Data-driven decision-making serves legitimate purposes. Risk modelling and behavioural analytics can improve efficiency and reduce uncertainty. But when systems operate without sufficient transparency or review mechanisms, trust becomes difficult to maintain. As regulatory scrutiny increases, organisations will be expected to explain how their systems function and how individuals can seek clarification or challenge outcomes.

When Opt-Out Is Not Practical

Participation in modern professional and civic life depends on digital systems that generate data by default. Employment relies on enterprise platforms and access systems. Banking depends on transaction monitoring and identity verification. Healthcare relies on electronic records. Public services are delivered through digital interfaces.

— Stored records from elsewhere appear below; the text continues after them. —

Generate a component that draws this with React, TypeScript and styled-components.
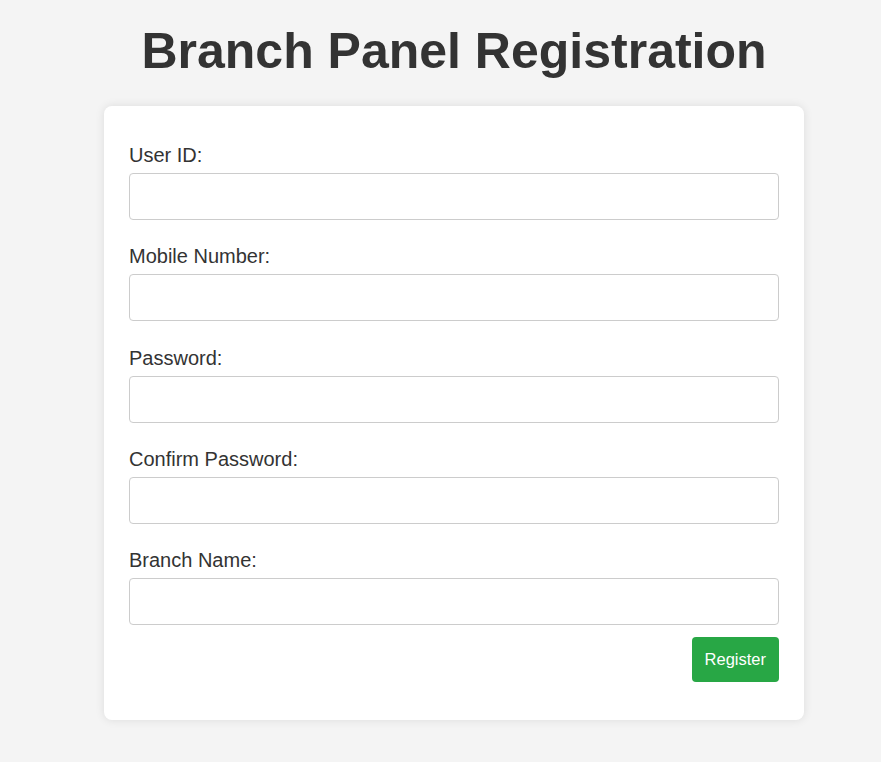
import React from "react";
import styled, { createGlobalStyle } from "styled-components";

const GlobalStyle = createGlobalStyle`
  html, body {
    margin: 0;
    padding: 0;
    background: #f4f4f4;
    font-family: "Liberation Sans", Arial, sans-serif;
  }
`;

const Page = styled.div`
  display: flex;
  flex-direction: column;
  align-items: center;
  padding: 22px 0 40px 27px;
`;

const Title = styled.h1`
  margin: 0 0 26px;
  font-size: 50px;
  font-weight: bold;
  color: #333;
  text-align: center;
`;

const Card = styled.form`
  width: 700px;
  box-sizing: border-box;
  background: #fff;
  border-radius: 8px;
  box-shadow: 0 0 10px rgba(0, 0, 0, 0.1);
  padding: 38px 25px;
  display: flex;
  flex-direction: column;
`;

const Fields = styled.div`
  display: flex;
  flex-direction: column;
  gap: 25.25px;
`;

const Group = styled.div`
  display: flex;
  flex-direction: column;
`;

const Label = styled.label`
  font-size: 20px;
  line-height: 23px;
  color: #333;
  margin-bottom: 6px;
`;

const Input = styled.input`
  height: 47px;
  box-sizing: border-box;
  border: 1px solid #ccc;
  border-radius: 4px;
  padding: 0 12px;
  font-size: 16px;
  font-family: inherit;
  background: #fff;
`;

const Actions = styled.div`
  display: flex;
  justify-content: flex-end;
  margin-top: 12px;
`;

const Button = styled.button`
  height: 45px;
  padding: 0 13px;
  border: none;
  border-radius: 4px;
  background: #28a745;
  color: #fff;
  font-family: inherit;
  font-size: 16.5px;
  cursor: pointer;
`;

const fields = [
  { id: "userId", label: "User ID:", type: "text" },
  { id: "mobile", label: "Mobile Number:", type: "text" },
  { id: "password", label: "Password:", type: "password" },
  { id: "confirm", label: "Confirm Password:", type: "password" },
  { id: "branch", label: "Branch Name:", type: "text" },
];

export default function App() {
  return (
    <>
      <GlobalStyle />
      <Page>
        <Title>Branch Panel Registration</Title>
        <Card onSubmit={(e) => e.preventDefault()}>
          <Fields>
            {fields.map((f) => (
              <Group key={f.id}>
                <Label htmlFor={f.id}>{f.label}</Label>
                <Input id={f.id} type={f.type} />
              </Group>
            ))}
          </Fields>
          <Actions>
            <Button type="submit">Register</Button>
          </Actions>
        </Card>
      </Page>
    </>
  );
}
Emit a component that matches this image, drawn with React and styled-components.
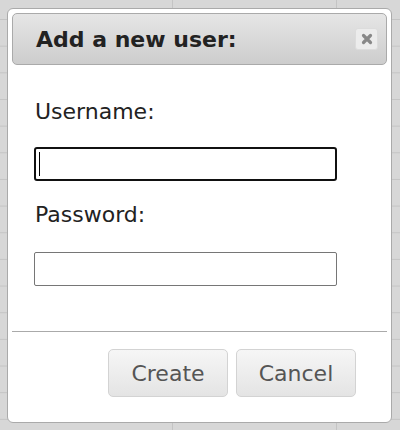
import React from 'react'
import styled, { createGlobalStyle } from 'styled-components'

const GlobalStyle = createGlobalStyle`
  html, body {
    margin: 0;
    height: 100%;
  }
  body {
    font-family: "DejaVu Sans", Verdana, sans-serif;
    background-color: #d7d7d7;
    background-image:
      linear-gradient(#c4c4c4 1px, transparent 1px),
      linear-gradient(90deg, #c4c4c4 1px, transparent 1px);
    background-size: 82px 26.667px;
    background-position: 8px 19px;
  }
`;

const Page = styled.div`
  padding: 8px 0 0 7px;
  box-sizing: border-box;
  height: 430px;
`;

const Dialog = styled.div`
  width: 385px;
  height: 415px;
  box-sizing: border-box;
  background: #ffffff;
  border: 1px solid #aaaaaa;
  border-radius: 6px;
  padding: 4px;
  display: flex;
  flex-direction: column;
`;

const TitleBar = styled.div`
  height: 52px;
  box-sizing: border-box;
  display: flex;
  align-items: center;
  justify-content: space-between;
  padding: 0 8px 0 23px;
  border: 1px solid #aaaaaa;
  border-radius: 5px;
  background: linear-gradient(#e6e6e6, #cdcdcd);
`;

const Title = styled.span`
  font-size: 22px;
  font-weight: bold;
  color: #222222;
`;

const CloseButton = styled.button`
  width: 23px;
  height: 22px;
  padding: 0;
  display: flex;
  align-items: center;
  justify-content: center;
  background: #ececec;
  border: 1px solid #dcdcdc;
  border-radius: 3px;
`;

const Content = styled.div`
  flex: 1;
  padding: 0 22px;
`;

const Label = styled.div`
  font-size: 22px;
  line-height: 26px;
  color: #222222;
  margin-top: ${p => p.$top}px;
  padding-left: 1px;
`;

const InputWrap = styled.div`
  position: relative;
  margin-top: ${p => p.$top}px;
`;

const TextInput = styled.input`
  display: block;
  width: 303px;
  height: 34px;
  box-sizing: border-box;
  margin: 0;
  font-family: inherit;
  font-size: 18px;
  outline: none;
  border: ${p => (p.$focused ? '2px solid #111111' : '1px solid #767676')};
  border-radius: ${p => (p.$focused ? '3px' : '2px')};
  background: #ffffff;
`;

const Caret = styled.span`
  position: absolute;
  left: 5px;
  top: 5px;
  width: 1px;
  height: 24px;
  background: #000000;
`;

const Footer = styled.div`
  border-top: 1px solid #aaaaaa;
  height: 87px;
  box-sizing: border-box;
  display: flex;
  justify-content: flex-end;
  gap: 8px;
  padding: 17px 31px 0 0;
`;

const Button = styled.button`
  width: 120px;
  height: 48px;
  box-sizing: border-box;
  font-family: inherit;
  font-size: 22px;
  color: #555555;
  background: linear-gradient(#f6f6f6, #e4e4e4);
  border: 1px solid #d3d3d3;
  border-radius: 5px;
`;

function CloseIcon() {
  return (
    <svg width="12" height="12" viewBox="0 0 12 12">
      <path d="M2.5 2.5 L9.5 9.5 M9.5 2.5 L2.5 9.5" stroke="#888888" strokeWidth="3.2" strokeLinecap="round" />
    </svg>
  )
}

function App() {
  return (
    <Page>
      <GlobalStyle />
      <Dialog>
        <TitleBar>
          <Title>Add a new user:</Title>
          <CloseButton aria-label="close"><CloseIcon /></CloseButton>
        </TitleBar>
        <Content>
          <Label $top={34}>Username:</Label>
          <InputWrap $top={22}>
            <TextInput type="text" $focused />
            <Caret />
          </InputWrap>
          <Label $top={21}>Password:</Label>
          <InputWrap $top={24}>
            <TextInput type="password" />
          </InputWrap>
        </Content>
        <Footer>
          <Button>Create</Button>
          <Button>Cancel</Button>
        </Footer>
      </Dialog>
    </Page>
  )
}

export default App
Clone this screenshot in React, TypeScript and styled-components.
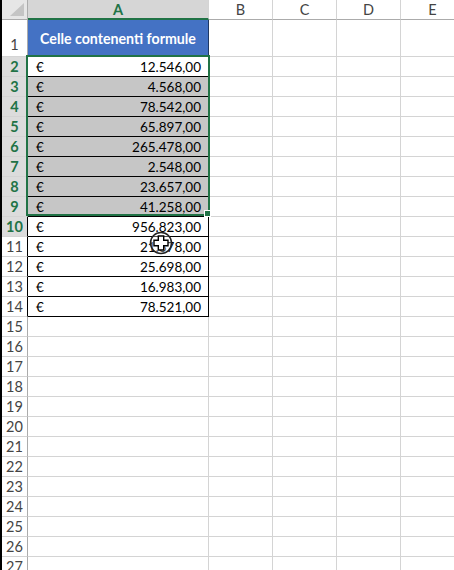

In these environments, data generation is automatic. It is part of how the system works.

For most individuals, meaningful opt-out is not realistic. Avoiding digital systems would mean limiting access to employment, financial services, healthcare, communication, and public administration. While certain privacy-enhancing choices exist, complete withdrawal would require disengagement from core aspects of contemporary life.

This shifts responsibility toward institutions. If participation necessarily produces behavioural data, the burden cannot rest solely on individuals to manage the risks. Governance becomes the central response.

When surveillance capabilities are embedded in digital infrastructure, accountability must be embedded alongside them. The question is not whether data will be generated, but how it will be governed.

Surveillance is no longer a separate tool applied selectively. It is embedded within the infrastructure of digital participation. The relevant question is no longer whether organisations engage in surveillance, because most do in some form. The more important question is whether organisations understand the systems they have built and whether they are prepared to govern their consequences responsibly.